It's Fancy Jam Time
We're in the nineties, Mother. It's fancy jam time.
~Albert Brooks, Mother
This week was all about the jam-making. In edition to our first shot at grape jelly, we also made our first strawberry jam. Back in the spring (when most strawberries are coming in), I ended up freezing all the strawberries that we didn't eat, and figured I would eventually get around to making them into jam. And since I was already elbow-deep in the grape jam process, I threw another pot on the stove and got started on the strawberries on the same day.
Once again, I was looking to make this jam with as little sugar as possible, so that all the great strawberry flavor could shine through. To do this, I simplified Melissa K. Norris' recipe which, like the adjustments I made to the grape jam, used more lemon (for acid and pectin) and less sugar to achieve the jelling the jam needs to set up. Here's how I made it:
1. Gather the ingredients: 3 lemons, 8 cups of whole strawberries (frozen work just fine, but they should be thawed), and 2 1/2 cups of sugar. You also need canning equipment and jars for 2 pints' worth of jam. (We ended up with 2 pints plus a tiny 4 ounce jar.)
2. Zest all the lemons:
There's a lot of natural pectin in citrus rinds, and this recipe uses quite a bit of it. Most of the pectin is in the pithy white part is the rind, so I grated it way down to make the most of it.

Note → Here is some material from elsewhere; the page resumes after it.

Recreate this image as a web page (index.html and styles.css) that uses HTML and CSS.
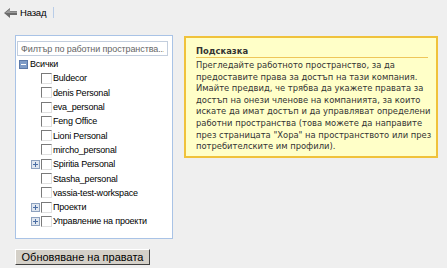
FILE: index.html
```html
<!DOCTYPE html>
<html lang="bg">
<head>
    <meta charset="UTF-8">
    <title>Права</title>
    <link rel="stylesheet" href="styles.css">
</head>
<body>
    <div class="toolbar">
        <a class="back-link" href="#">
            <svg class="back-icon" width="14" height="10" viewBox="0 0 14 10">
                <polygon points="0,5 6,0 6,3 13,3 13,7 6,7 6,10" fill="#6b6b6b"/>
                <polygon points="1,5 6,1 6,3.5 13,3.5 13,5" fill="#9a9a9a"/>
            </svg>
            <span>Назад</span>
        </a>
        <span class="sep"></span>
    </div>

    <div class="main">
        <div class="left">
            <div class="tree-panel">
                <input class="filter" type="text" placeholder="Филтър по работни пространства...">
                <ul class="tree">
                    <li class="root">
                        <span class="node">
                            <svg class="toggle" width="9" height="9" viewBox="0 0 9 9">
                                <rect x="0.5" y="0.5" width="8" height="8" fill="#7e9cc8" stroke="#5a78a8"/>
                                <rect x="2" y="4" width="5" height="1" fill="#fff"/>
                            </svg>
                            <span class="label">Всички</span>
                        </span>
                        <ul class="children">
                            <li><span class="cb"></span><span class="label">Buldecor</span></li>
                            <li><span class="cb"></span><span class="label">denis Personal</span></li>
                            <li><span class="cb"></span><span class="label">eva_personal</span></li>
                            <li><span class="cb"></span><span class="label">Feng Office</span></li>
                            <li><span class="cb"></span><span class="label">Lioni Personal</span></li>
                            <li><span class="cb"></span><span class="label">mircho_personal</span></li>
                            <li class="has-kids">
                                <svg class="toggle" width="9" height="9" viewBox="0 0 9 9">
                                    <rect x="0.5" y="0.5" width="8" height="8" fill="#dfe6ef" stroke="#8ea2bf"/>
                                    <rect x="2" y="4" width="5" height="1" fill="#4b6ea5"/>
                                    <rect x="4" y="2" width="1" height="5" fill="#4b6ea5"/>
                                </svg>
                                <span class="cb"></span><span class="label">Spiritia Personal</span>
                            </li>
                            <li><span class="cb"></span><span class="label">Stasha_personal</span></li>
                            <li><span class="cb"></span><span class="label">vassia-test-workspace</span></li>
                            <li class="has-kids">
                                <svg class="toggle" width="9" height="9" viewBox="0 0 9 9">
                                    <rect x="0.5" y="0.5" width="8" height="8" fill="#dfe6ef" stroke="#8ea2bf"/>
                                    <rect x="2" y="4" width="5" height="1" fill="#4b6ea5"/>
                                    <rect x="4" y="2" width="1" height="5" fill="#4b6ea5"/>
                                </svg>
                                <span class="cb"></span><span class="label">Проекти</span>
                            </li>
                            <li class="has-kids">
                                <svg class="toggle" width="9" height="9" viewBox="0 0 9 9">
                                    <rect x="0.5" y="0.5" width="8" height="8" fill="#dfe6ef" stroke="#8ea2bf"/>
                                    <rect x="2" y="4" width="5" height="1" fill="#4b6ea5"/>
                                    <rect x="4" y="2" width="1" height="5" fill="#4b6ea5"/>
                                </svg>
                                <span class="cb"></span><span class="label">Управление на проекти</span>
                            </li>
                        </ul>
                    </li>
                </ul>
            </div>
            <button class="update-btn">Обновяване на правата</button>
        </div>

        <div class="hint">
            <div class="hint-title">Подсказка</div>
            <div class="hint-text">Прегледайте работното пространство, за да предоставите права за достъп на тази компания. Имайте предвид, че трябва да укажете правата за достъп на онези членове на компанията, за които искате да имат достъп и да управляват определени работни пространства (това можете да направите през страницата "Хора" на пространството или през потребителските им профили).</div>
        </div>
    </div>
</body>
</html>
```

FILE: styles.css
```css
/* Основни стилове */
body {
    margin: 0;
    padding: 0;
    background-color: #efefef;
    font-family: "Liberation Sans", Arial, sans-serif;
    font-size: 9px;
    letter-spacing: -0.2px;
    color: #000;
}
.toolbar {
    display: flex;
    align-items: center;
    height: 25px;
    padding-left: 4px;
}
.back-link {
    display: flex;
    align-items: center;
    gap: 2px;
    color: #000;
    text-decoration: none;
    font-size: 9.5px;
}
.back-icon {
    display: block;
}
.sep {
    width: 1px;
    height: 11px;
    background-color: #b9cde8;
    margin-left: 7px;
}

.main {
    display: flex;
    align-items: flex-start;
    padding: 10px 0 0 15px;
}
.left {
    width: 158px;
}
.tree-panel {
    height: 204px;
    background-color: #fff;
    border: 1px solid #a9c3e6;
    padding: 5px 0 0 1px;
    box-sizing: border-box;
}
.filter {
    display: block;
    width: 151px;
    height: 15px;
    margin: 0;
    padding: 0 3px;
    box-sizing: border-box;
    border: 1px solid #c3cedd;
    font-family: "Liberation Sans", Arial, sans-serif;
    font-size: 9px;
    letter-spacing: -0.1px;
    color: #555;
}
.filter::placeholder {
    color: #666;
}
.tree, .children {
    list-style: none;
    margin: 0;
    padding: 0;
}
.tree {
    margin-top: 1px;
}
.node {
    display: flex;
    align-items: center;
    height: 14.3px;
    padding-left: 2px;
}
.toggle {
    display: block;
    flex: none;
}
.node .label {
    margin-left: 2px;
}
.children li {
    display: flex;
    align-items: center;
    height: 14.3px;
    padding-left: 24px;
}
.children li.has-kids {
    padding-left: 14px;
}
.children li.has-kids .toggle {
    margin-right: 1px;
}
.cb {
    flex: none;
    width: 9px;
    height: 9px;
    border-top: 1px solid #7a7a7a;
    border-left: 1px solid #7a7a7a;
    border-right: 1px solid #e0e0e0;
    border-bottom: 1px solid #e0e0e0;
    background-color: #fff;
    margin-right: 1px;
}

.update-btn {
    display: block;
    margin-top: 10px;
    width: 135px;
    height: 16px;
    padding: 0;
    background-color: #d4d0c8;
    border: 1px solid;
    border-color: #fff #404040 #404040 #fff;
    font-family: "Liberation Sans", Arial, sans-serif;
    font-size: 11px;
    letter-spacing: 0;
    color: #000;
}

.hint {
    width: 254px;
    box-sizing: border-box;
    margin-left: 11px;
    margin-top: 1px;
    background-color: #ffffc8;
    border: 2px solid #f0c23b;
    padding: 8px 2px 3px 10px;
    font-family: "DejaVu Sans", Verdana, sans-serif;
    font-size: 8.4px;
    letter-spacing: 0;
    color: #333;
}
.hint-title {
    font-weight: bold;
    line-height: 10px;
    padding-bottom: 1px;
    border-bottom: 1px solid #eec65a;
    margin: 0 6px 2px 0;
}
.hint-text {
    line-height: 11.6px;
}
```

3. Put the zest into a pot:
It's a lot! Then cut the lemons in half and juice them into the pot. I used a sieve to keep the seeds and most of the pulp out.
3. Add the sugar and strawberries into the pot, and stir over low heat. Allow to slowly warm for about 15 minutes, stirring occasionally to make sure the strawberries end up well-coated in lemon and sugar:
This is a good time to mash the strawberries (unless you like whole berries in your jam). I used a potato masher for this.
4. Bring the mixture to a boil over medium-high heat, stirring often to keep it from sticking or burning. Allow it to bubble and sputter until it sets--about 20 minutes. This time will vary depending on how sweet, pectin-y, and/or acidic your berries are, so it's a good idea to do the spoon test as soon as you think it's starting to thicken. (To do this, dip a metal spoon in the jam and see if it sticks to the back instead of sliding right off. As soon as it sticks in a solid coating, it's ready to go.) The idea is to cook the berries for the shortest period possible, so it doesn't end up tasting caramelized or cooked.
5. Follow all of your basic canning rules to fill hot jars, screw on fresh lids, and process in a hot water bath for 10 minutes.
Of course we tasted it the next day to see how it turned out. We opened the little extra one for a taste test:
It set well, and there are lots of nice chunks of berry in the jam. Perfect texture:
The flavor, like the lemony grape jam we made with it, is quite bright. I actually did not taste the lemon so much as a very strawberry-filled, but not too-sweet jam. I liked it a lot. Kirk, on the other hand, found it to be very lemony--he said we would have to label it as strawberry-lemon jam, since to him it tastes more like strawberry rhubarb filling than straight strawberry (which probably explains why I liked it so much). The kids preferred the grape jam by a long shot.
So in the future, I think I would try cutting the amount of lemon zest used in this recipe, and instead use our grape jam trick of adding the lemon rinds to the jam as it cooks down, but removing them before jarring. I think that using all that zest adds too much of the lemon's essential oils to the jam, when all you really want is the pectin. The zest and all its flavor stays in the jam this way, but more of the flavor might be removed along with the rind if we try the rind method next time.
On the other hand, I really like this strawberry jam, so maybe the kids should learn to make their own jam next summer if they prefer it fully sugared. Then we can have a strawberry jam cook-off, enter the jars for judging at the fair, and see who gets a ribbon.